Up to 100 priests in Italy were blackmailed by two men who used Facebook and Messenger to snare them, according to a police investigation.
The
men, who were arrested on suspicion of blackmail on 26 July, demanded
up to €10,000 (£8,000) from priests in return for keeping quiet about
erotic webcam sessions and real sexual encounters, reported Italian
weekly Panorama citing judicial sources.
After seizing contact
lists and records of virtual sex sessions from the house shared by the
men, Diego Maria Caggiano, 35, and Giuseppe Trementino, 30, police
believe the priests targeted were sharing details of potential sexual
partners through a private internet forum.
Trementino has told
investigators that he began to have sexual relations with a priest after
a chance meeting last year while he was working for a courier company
in the southern region of Molise.
The priest paid Trementino regular
sums of money and bought him a car but eventually reported him to the
police.
In the meantime, Trementino said a second priest contacted
him through Facebook and invited him to spend three days in a hotel in
Rome with him, offering him a train fare and €300 to buy cannabis,
alcohol and condoms.
Trementino claims he then began to receive
requests for erotic webcam sessions from "tens" of priests. He added: "I
would get up to five requests a day from all over Italy, even one from
France.
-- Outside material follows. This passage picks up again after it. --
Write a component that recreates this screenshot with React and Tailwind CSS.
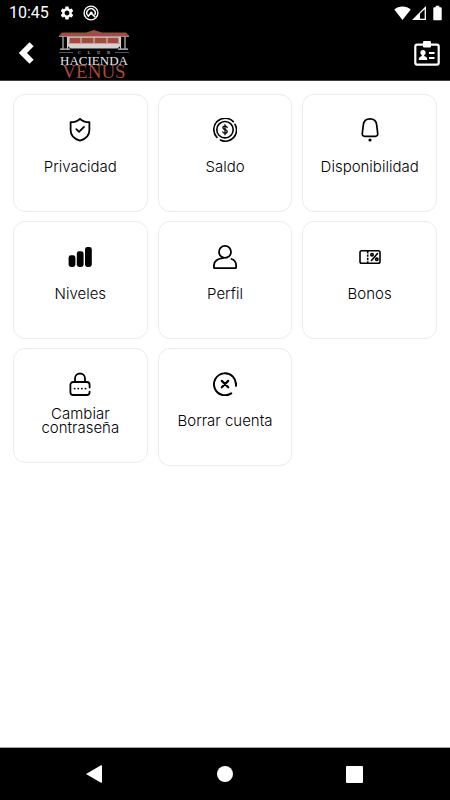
import { MdSettings } from 'react-icons/md'

const ShieldIcon = () => (
  <svg className="h-6 w-6" viewBox="0 0 24 24" fill="none" stroke="currentColor" strokeWidth="1.8" strokeLinecap="round" strokeLinejoin="round">
    <path d="M12 .8C10 3 6.500 4.200 2.600 4.200V12c0 5.500 4.200 9.200 9.400 10.700 5.200-1.500 9.400-5.200 9.400-10.700V4.200C17.500 4.200 14 3 12 .8z" />
    <path d="M8.300 11.200l2.700 2.700 5-5" />
  </svg>
)

const CoinIcon = () => (
  <svg className="h-6 w-6" viewBox="0 0 24 24" fill="none" stroke="currentColor" strokeWidth="1.6" strokeLinecap="round" strokeLinejoin="round">
    <path d="M4 19.500A11.200 11.200 0 0 1 20.300 3.600" />
    <path d="M22 6.300A11.200 11.200 0 0 1 7.300 22" />
    <circle cx="12" cy="11.700" r="8.200" />
    <path d="M12 6.700v10M14.200 9.500c-.2-.9-1-1.400-2.200-1.400s-2.100.6-2.100 1.700c0 2.400 4.300 1.300 4.300 3.800 0 1.100-.9 1.700-2.200 1.700s-2.100-.6-2.200-1.500" strokeWidth="1.300" />
  </svg>
)

const BellIcon = () => (
  <svg className="h-6 w-6" viewBox="0 0 24 24" fill="none" stroke="currentColor" strokeWidth="1.7" strokeLinejoin="round">
    <path d="M12 .9C8 .9 5.700 3.200 5.300 7l-1 8.300c-.2 2 .6 3 2.400 3h10.600c1.800 0 2.600-1 2.400-3l-1-8.300C18.300 3.200 16 .9 12 .9z" />
    <circle cx="12" cy="22" r="1.600" fill="currentColor" stroke="none" />
  </svg>
)

const LevelsIcon = () => (
  <svg className="h-6 w-6" viewBox="0 0 24 24" fill="currentColor">
    <rect x="0.600" y="10.300" width="6.800" height="11.700" rx="2.400" />
    <rect x="8.800" y="6.300" width="6.800" height="15.700" rx="2.400" />
    <rect x="17" y="2" width="6.800" height="20" rx="2.400" />
  </svg>
)

const UserIcon = () => (
  <svg className="h-6 w-6" viewBox="0 0 24 24" fill="none" stroke="currentColor" strokeWidth="1.8" strokeLinecap="round" strokeLinejoin="round">
    <circle cx="12" cy="6.900" r="6" />
    <path d="M10 13.200c-5 .2-9.100 3-9.100 7v2c0 .6.400 1 1 1h20.200c.6 0 1-.4 1-1v-2c0-3-1.700-5.200-4.600-6.200" />
  </svg>
)

const CouponIcon = () => (
  <svg className="h-6 w-6" viewBox="0 0 24 24" fill="none" stroke="currentColor" strokeWidth="1.6">
    <rect x="2" y="5.700" width="20" height="12.600" rx="1.800" />
    <path d="M9.700 6v12" strokeDasharray="2.400 1" />
    <path d="M19.500 8.500l-6 7" strokeLinecap="round" />
    <circle cx="14" cy="9.700" r="1.200" />
    <circle cx="18.800" cy="14.300" r="1.200" />
  </svg>
)

const LockIcon = () => (
  <svg className="h-6 w-6" viewBox="0 0 24 24" fill="none" stroke="currentColor" strokeWidth="1.800" strokeLinecap="round" strokeLinejoin="round">
    <path d="M7 10V6.500a5 5 0 0 1 10 0V10" />
    <path d="M21.600 15.500v-2.700c0-1.700-1.100-2.800-2.800-2.800H5.200c-1.700 0-2.800 1.100-2.800 2.800v7.400c0 1.700 1.100 2.800 2.800 2.800h13.600c1.700 0 2.800-1.100 2.800-2.800v-.6" />
    <path d="M6.600 16.600h.1M10.200 16.600h.1M13.800 16.600h.1M17.400 16.600h.1" />
  </svg>
)

const DeleteIcon = () => (
  <svg className="h-6 w-6" viewBox="0 0 24 24" fill="none" stroke="currentColor" strokeWidth="2" strokeLinecap="round">
    <path d="M22.900 13.800A11 11 0 1 0 18.200 21.400" />
    <path d="M8.800 8.900l6.400 6.400M15.200 8.900l-6.400 6.400" strokeWidth="2.200" />
  </svg>
)

const BadgeIcon = () => (
  <svg className="h-[26px] w-[26px]" viewBox="0 0 26 26" fill="none" stroke="white" strokeWidth="2.200">
    <rect x="1.300" y="4.600" width="23.400" height="20" rx="1.800" />
    <rect x="9" y="1" width="8" height="6.500" rx="1.200" fill="white" stroke="none" />
    <circle cx="9" cy="12.500" r="2.600" fill="white" stroke="none" />
    <path d="M4.800 20v-1.300c0-1.700 2-2.200 3-2.700v-2h2.400v2c1 .5 3 1 3 2.700V20z" fill="white" stroke="none" />
    <path d="M15 13h5.500M15 18h5.500" />
  </svg>
)

const items = [
  { label: 'Privacidad', Icon: ShieldIcon },
  { label: 'Saldo', Icon: CoinIcon },
  { label: 'Disponibilidad', Icon: BellIcon },
  { label: 'Niveles', Icon: LevelsIcon },
  { label: 'Perfil', Icon: UserIcon },
  { label: 'Bonos', Icon: CouponIcon },
  { label: 'Cambiar contraseña', Icon: LockIcon, short: true },
  { label: 'Borrar cuenta', Icon: DeleteIcon },
]

const StatusBar = () => (
  <div className="flex h-[26px] items-center justify-between pl-[9px] pr-2">
    <div className="flex items-center">
      <span className="font-['Roboto',sans-serif] text-base leading-6">10:45</span>
      <MdSettings className="ml-[10px] h-4 w-4" />
      <svg className="ml-2 h-4 w-4" viewBox="0 0 16 16" fill="none" stroke="white" strokeWidth="1.400">
        <circle cx="8" cy="8" r="6.900" />
        <path d="M4.800 10.600A4.200 4.200 0 1 1 11.600 10.100" />
        <path d="M4.800 11.600L8 8.300M8 8l4.300 4.300" strokeWidth="1.600" />
        <circle cx="8.200" cy="8" r="1.500" fill="white" stroke="none" />
      </svg>
    </div>
    <div className="flex items-center">
      <svg className="h-4 w-[17px]" viewBox="0 0 17 16" fill="white">
        <path d="M8.500 15L.3 4.400C2.500 2.500 5.300 1.400 8.500 1.400s6 1.100 8.200 3z" />
      </svg>
      <svg className="h-4 w-4" viewBox="0 0 16 16">
        <path d="M14.300 2.600v11.700H2.600z" fill="none" stroke="white" strokeWidth="1.300" />
        <path d="M2.600 14.300L9 8v6.300z" fill="white" />
      </svg>
      <svg className="ml-[6px] h-4 w-[9px]" viewBox="0 0 9 16" fill="white">
        <path d="M2.700.8h3.600v1.500h1.500c.5 0 .9.400.9.900v11.200c0 .5-.4.900-.9.900H1.200c-.5 0-.9-.4-.9-.9V3.200c0-.5.4-.9.900-.9h1.500z" />
      </svg>
    </div>
  </div>
)

const Logo = () => (
  <div className="flex w-[70px] flex-col items-center pt-[2px] font-['Liberation_Serif',serif]">
    <svg className="h-5 w-[70px]" viewBox="0 0 70 20">
      <path d="M0 5.800L3 2.600h24L35 0l8 2.600h24l3 3.200z" fill="#a8493e" />
      <path d="M0 5.800h70v1H0z" fill="#c9b8b4" />
      <path d="M9 6.800h52v6.500H9z" fill="#d8c8c5" />
      <path d="M10.500 7.800h11v5.500h-11zM22.500 7.800h12v5.500h-12zM35.500 7.800h12v5.500h-12zM48.500 7.800h11v5.500h-11z" fill="#a8493e" />
      <path d="M9 13.300h52v3l-2.500 2.200h-47L9 16.300z" fill="#d2d2d2" />
      <path d="M1 18.600h10v1.100H1zM59 18.600h10v1.100H59z" fill="#cfcfcf" />
      <path d="M4 6.800v12M8.500 6.800v12M61.500 6.800v12M66 6.800v12" stroke="#cfcfcf" strokeWidth="1.100" />
    </svg>
    <div className="flex h-[6px] w-full items-center gap-[5px] text-[4px] leading-[6px] text-gray-200">
      <span className="h-px w-[14px] bg-gray-600" />
      <span className="flex flex-1 justify-between">
        <span>C</span>
        <span>L</span>
        <span>U</span>
        <span>B</span>
      </span>
      <span className="h-px w-[14px] bg-gray-600" />
    </div>
    <span className="text-[13px] leading-[9px] text-gray-200">HACIENDA</span>
    <span className="text-[19px] leading-[14px] text-[#a8493e]">VENUS</span>
  </div>
)

const Header = () => (
  <header className="border-b border-neutral-700 bg-black text-white">
    <StatusBar />
    <div className="flex h-[54px] items-center pl-[18px] pr-[10px]">
      <button type="button" aria-label="Volver">
        <svg className="h-6 w-4" viewBox="0 0 16 24" fill="white">
          <path d="M.8 12L11.500 1.200l4.200 4.100L9 12l6.700 6.700-4.200 4.100z" />
        </svg>
      </button>
      <div className="ml-[25px]">
        <Logo />
      </div>
      <button type="button" aria-label="Carnet" className="ml-auto">
        <BadgeIcon />
      </button>
    </div>
  </header>
)

const NavBar = () => (
  <nav className="grid h-[53px] grid-cols-[1fr_68px_1fr] items-center border-t border-neutral-400 bg-black">
    <button type="button" aria-label="Atrás" className="justify-self-center">
      <svg className="h-[18px] w-5" viewBox="0 0 20 18" fill="white">
        <path d="M0 9L15 .3c.6-.3 1 0 1 .6v16.200c0 .6-.4.900-1 .6z" />
      </svg>
    </button>
    <button type="button" aria-label="Inicio" className="h-4 w-4 justify-self-center rounded-full bg-white" />
    <button type="button" aria-label="Recientes" className="h-[17px] w-[17px] justify-self-center rounded-[1px] bg-white" />
  </nav>
)

const App = () => {
  return (
    <div className="flex min-h-screen flex-col bg-white">
      <Header />

      <main className="grid flex-1 grid-cols-3 content-start items-start gap-x-[10px] gap-y-[9px] px-[13px] pt-[13px]">
        {items.map(({ label, Icon, short }) => (
          <button
            key={label}
            type="button"
            className={`flex flex-col items-center rounded-xl border border-[#ececec] px-2 pt-[23px] text-black ${short ? 'pb-[27px]' : 'pb-[30px]'}`}
          >
            <Icon />
            <span className="mt-[11px] flex h-7 items-center text-center font-['Inter',sans-serif] text-[15px] font-light leading-[14px]">
              {label}
            </span>
          </button>
        ))}
      </main>

      <NavBar />
    </div>
  )
}

export default App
I felt I had ended up in a net of perversion."
Police
suspect Caggiano, Trementino's housemate, of demanding up to €10,000
from the priests for their silence, with one sending €7,000.
Contacted
by police, the priest said he put the money together from donations from
parishioners whose houses he had blessed and by cutting back on the
economic assistance he provided to the local poor.
The Vatican
officially regards homosexual sex as a sin.
Last year, a book published
in Italy, Sex and the Vatican, accused the Vatican of turning a blind
eye towards priests who frequent gay clubs in Rome.